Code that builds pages
= = = =

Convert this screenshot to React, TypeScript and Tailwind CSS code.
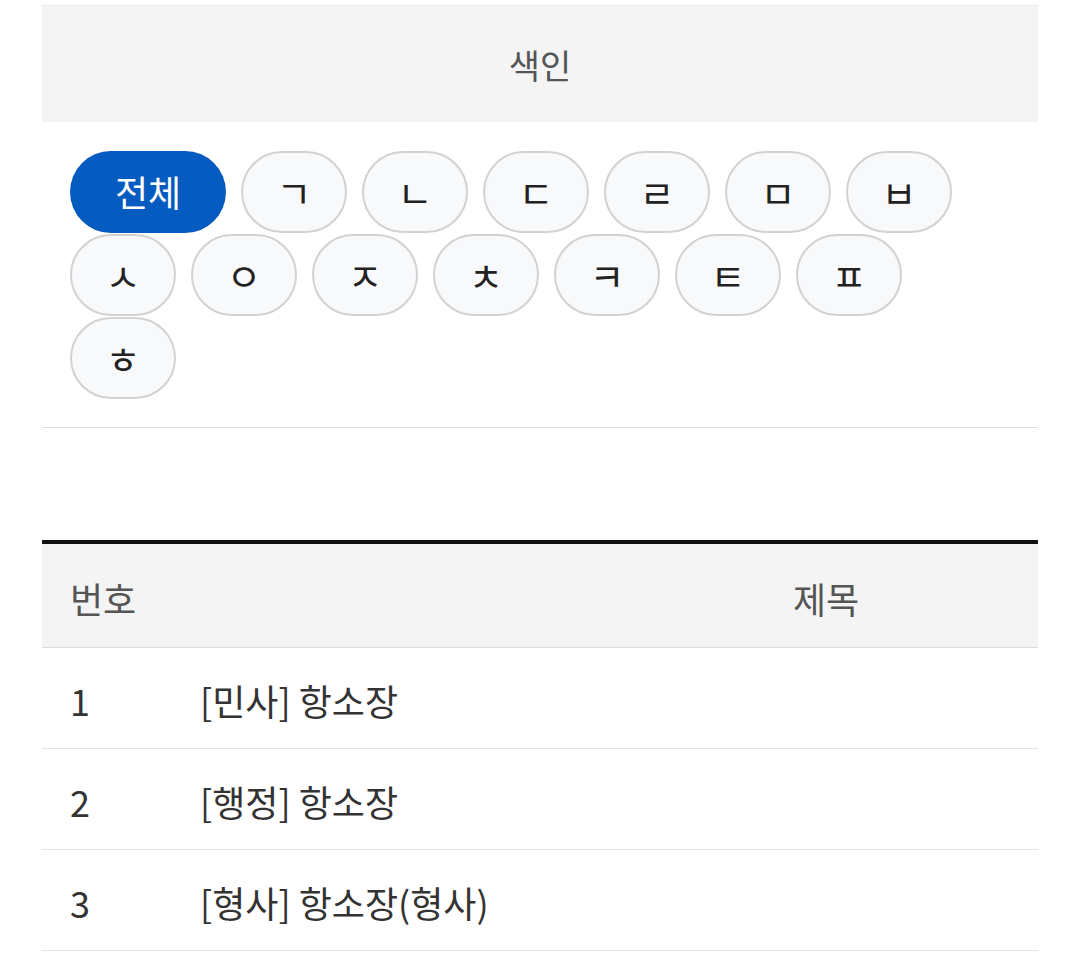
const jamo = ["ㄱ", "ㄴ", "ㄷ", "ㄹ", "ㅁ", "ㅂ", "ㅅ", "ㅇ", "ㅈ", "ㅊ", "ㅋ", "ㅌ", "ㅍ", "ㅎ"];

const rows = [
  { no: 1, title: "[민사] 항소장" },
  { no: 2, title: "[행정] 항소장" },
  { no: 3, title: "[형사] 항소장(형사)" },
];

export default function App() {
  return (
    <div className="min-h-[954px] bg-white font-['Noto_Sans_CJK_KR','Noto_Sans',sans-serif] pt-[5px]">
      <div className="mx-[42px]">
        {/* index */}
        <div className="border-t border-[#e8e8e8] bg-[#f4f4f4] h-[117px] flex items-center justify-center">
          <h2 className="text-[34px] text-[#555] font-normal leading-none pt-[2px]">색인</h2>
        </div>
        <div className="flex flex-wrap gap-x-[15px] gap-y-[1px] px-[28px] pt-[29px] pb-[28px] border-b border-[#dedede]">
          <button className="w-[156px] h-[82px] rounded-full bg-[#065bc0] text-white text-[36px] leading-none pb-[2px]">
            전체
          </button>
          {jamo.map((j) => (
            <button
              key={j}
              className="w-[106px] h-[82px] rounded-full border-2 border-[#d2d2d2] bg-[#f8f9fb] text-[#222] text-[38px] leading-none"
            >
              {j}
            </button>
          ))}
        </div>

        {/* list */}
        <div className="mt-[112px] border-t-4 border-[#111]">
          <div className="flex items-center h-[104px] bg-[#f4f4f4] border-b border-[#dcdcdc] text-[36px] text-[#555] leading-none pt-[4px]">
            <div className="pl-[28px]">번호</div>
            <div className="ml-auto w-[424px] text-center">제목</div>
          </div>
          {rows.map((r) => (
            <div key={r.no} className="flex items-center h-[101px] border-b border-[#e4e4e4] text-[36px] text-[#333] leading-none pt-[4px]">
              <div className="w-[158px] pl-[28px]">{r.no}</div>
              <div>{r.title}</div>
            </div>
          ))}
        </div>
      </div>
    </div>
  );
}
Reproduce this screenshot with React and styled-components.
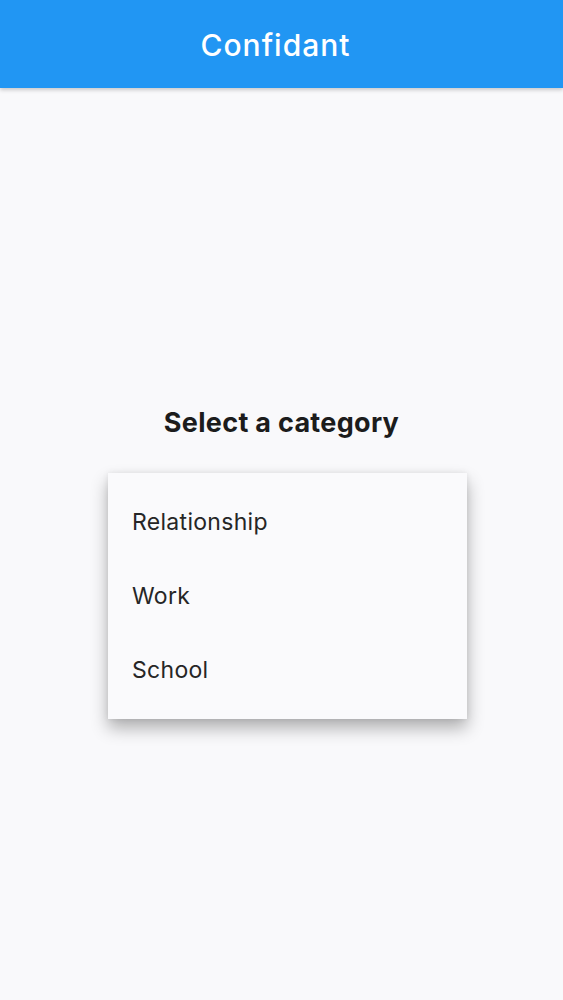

= = = =

Restate each of the entries above word for word and skip every image.

> [Solution to this exercise]:
Convert this screenshot to React, TypeScript and Tailwind CSS code.
const jamo = ["ㄱ", "ㄴ", "ㄷ", "ㄹ", "ㅁ", "ㅂ", "ㅅ", "ㅇ", "ㅈ", "ㅊ", "ㅋ", "ㅌ", "ㅍ", "ㅎ"];

const rows = [
  { no: 1, title: "[민사] 항소장" },
  { no: 2, title: "[행정] 항소장" },
  { no: 3, title: "[형사] 항소장(형사)" },
];

export default function App() {
  return (
    <div className="min-h-[954px] bg-white font-['Noto_Sans_CJK_KR','Noto_Sans',sans-serif] pt-[5px]">
      <div className="mx-[42px]">
        {/* index */}
        <div className="border-t border-[#e8e8e8] bg-[#f4f4f4] h-[117px] flex items-center justify-center">
          <h2 className="text-[34px] text-[#555] font-normal leading-none pt-[2px]">색인</h2>
        </div>
        <div className="flex flex-wrap gap-x-[15px] gap-y-[1px] px-[28px] pt-[29px] pb-[28px] border-b border-[#dedede]">
          <button className="w-[156px] h-[82px] rounded-full bg-[#065bc0] text-white text-[36px] leading-none pb-[2px]">
            전체
          </button>
          {jamo.map((j) => (
            <button
              key={j}
              className="w-[106px] h-[82px] rounded-full border-2 border-[#d2d2d2] bg-[#f8f9fb] text-[#222] text-[38px] leading-none"
            >
              {j}
            </button>
          ))}
        </div>

        {/* list */}
        <div className="mt-[112px] border-t-4 border-[#111]">
          <div className="flex items-center h-[104px] bg-[#f4f4f4] border-b border-[#dcdcdc] text-[36px] text-[#555] leading-none pt-[4px]">
            <div className="pl-[28px]">번호</div>
            <div className="ml-auto w-[424px] text-center">제목</div>
          </div>
          {rows.map((r) => (
            <div key={r.no} className="flex items-center h-[101px] border-b border-[#e4e4e4] text-[36px] text-[#333] leading-none pt-[4px]">
              <div className="w-[158px] pl-[28px]">{r.no}</div>
              <div>{r.title}</div>
            </div>
          ))}
        </div>
      </div>
    </div>
  );
}
Reproduce this screenshot with React and styled-components.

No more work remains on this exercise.